Speaker
Description
With the best of modern standard lasers, high-energy gamma gamma (gg) colliders from electron beams of E > 250 GeV are only possible at the expense of photon luminosity, i.e. 10 times lower than for photon colliders at c.m. energies below 0.5 TeV. For existing state-of-the art lasers, an optimistic upper energy limit for x=4.8 is an electron beam of less than 250 GeV. We show how a single FEL design can produce a 10 factor gain in the luminosity of gg colliders as second interaction region of e+e- colliders up to at least 1 TeV c.m., thus paving the way for High Energy and High Luminosity gg colliders. The same electron beams and accelerators of the original e+e- collider are used for two identical high gain SASE FELs.
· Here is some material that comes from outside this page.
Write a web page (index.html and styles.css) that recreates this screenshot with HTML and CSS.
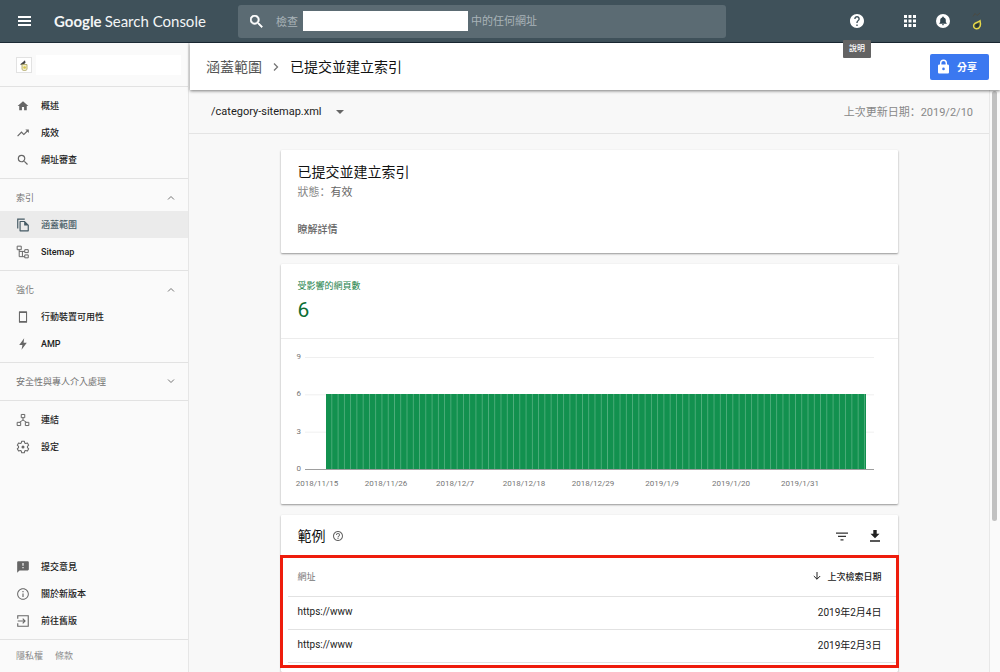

At the appropriate energy required by the FEL, i.e. 2.3 GeV, every other bunch from each beam is diverted to each FEL line where a helical undulator produces circularly polarized 0.5 eV light with 0.1-1 Joules per pulse. The remaining bunches continue down the Linac and collide at their nominal energy with geometric luminosity of 1-6 × 10^34 cm2/s. The central FEL wavelength of 2.4 um, obtained with either standard warm magnet or superconducting technology for the undulator, and an x-factor in the range of 2 to 40, maximize the luminosity of the gg collider as second interaction region of a 0.5–10 TeV c.m. electron-positron collider. We therefore recommend that a gg collider be considered a natural part of all e+e- linear collider proposals.